# Glazing accoya door



## Doug71 (27 Mar 2019)

I have to glaze an Accoya door I made. It's single glazed, 9 panes in the top each about 350 mm high x 225 mm wide, rebates about 15 mm x 6 mm.

Normally I would use putty, bed the rebate, push glass in, pin with small pins, putty up front and point off. 

Just thinking the small pins I have are zinc plated, all the stainless/brass ones I have are bigger. Do you think zinc plated will be okay? 

I have some of that putty in a tube stuff but never used it yet, could I use that instead of putty behind glass, don't know if it would stick it in a bit?

I know some people don't even pin panes in this size, they just rely on putty as the pins are often where the putty fails first?

Probably overthinking this as usual but any opinions appreciated.

Doug


----------



## Steve Maskery (27 Mar 2019)

I was just about to post this as a new thread, but it may as well go here, as it is relevant.
I'm helping my bro to make a new door. He came over on Monday and we finished dimensioning all the stock. We packed up, but some accoya was left lying on the TS. Yesterday I went into the workshop, restacked the accoya and was met with this:







That is just 18 hours of contact and it is not even damp in there. I've cleaned it up, of course, but the top is still stained.

So I would say certainly don't use ordinary panel pins. Not sure about galvanised (I do have some sheradised ones), but I think we shall try to find stainless steel ones, just to be on the safe side.

Does anyone know if they are available?

As far as sealant goes, I've always used glazing silicone and never had a problem. Just make sure you get squeeze-out, especially on the bottom bead, so that water doesn't get trapped. The accoya probably wont mind, but if you were using DG units (I know you are not, in this instance), it might shorten the life of them.


----------



## HOJ (27 Mar 2019)

I buy my SS pins from here: Stainless steel pins


----------



## Trevanion (27 Mar 2019)

Steve Maskery":34snm9sa said:


> That is just 18 hours of contact and it is not even damp in there. I've cleaned it up, of course, but the top is still stained.
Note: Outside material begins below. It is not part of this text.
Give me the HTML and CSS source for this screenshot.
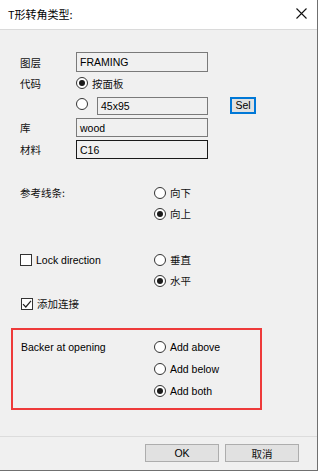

I've never had it happen that quickly, mind you my tables are usually pretty well topped up with wax and silicone. What are your first thoughts about the Accoya?


Doug71":34snm9sa said:


> I know some people don't even pin panes in this size, they just rely on putty as the pins are often where the putty fails first?


You'll probably get away without using pins on panes that size, just leave the door flat for a while after puttying them. I think the main reason that pins make putty fail is that they rust which tends to expand the many years dry putty into cracking, stainless pins might not have that problem but we'd have to wait 50 years to see :roll:


----------



## Steve Maskery (27 Mar 2019)

Trevanion":34aofijw said:


> What are your first thoughts about the Accoya?


Hmm. Good q.
Big boards (62 and 80mm thick, 4.2m long, 210mm wide, wouldn't want to be handling them alone), pretty straight. I wish my little Kity had longer beds. Everything we planed was bowed and needed fettling with a jack plane. Some tearout where the grain is unfriendly, but nothing to worry about. 
The dust in the face is horrible. If there is a Next Time, I shall use my AirCap thingy rather than just safety specs.
I'm astonished by how aggressive it is on cast iron.
That's it, so far. There will be a bit of a hiatus for a week or two, other priorities.


----------



## G S Haydon (27 Mar 2019)

I would bed into finished coated rebates with silicone, or no pins at all and bed in putty and give it some time to set.


----------



## Doug71 (28 Mar 2019)

In the end I used some of this putty in a tube stuff to fix the glass in the rebate and pointed the front with normal putty, worked really well, will do it this way in future instead of messing about with pins.

https://www.reddiseals.com/product/timbaglaze-putty/

I know a lot of people use silicone instead for this but I don't like using it in this situation. You only need to get the slightest bit on your finger and then transfer it on to the face of window/door you are glazing and suddenly you have created a problem which you only see when you start painting. That's my experience anyway, maybe I'm just messy :roll:


----------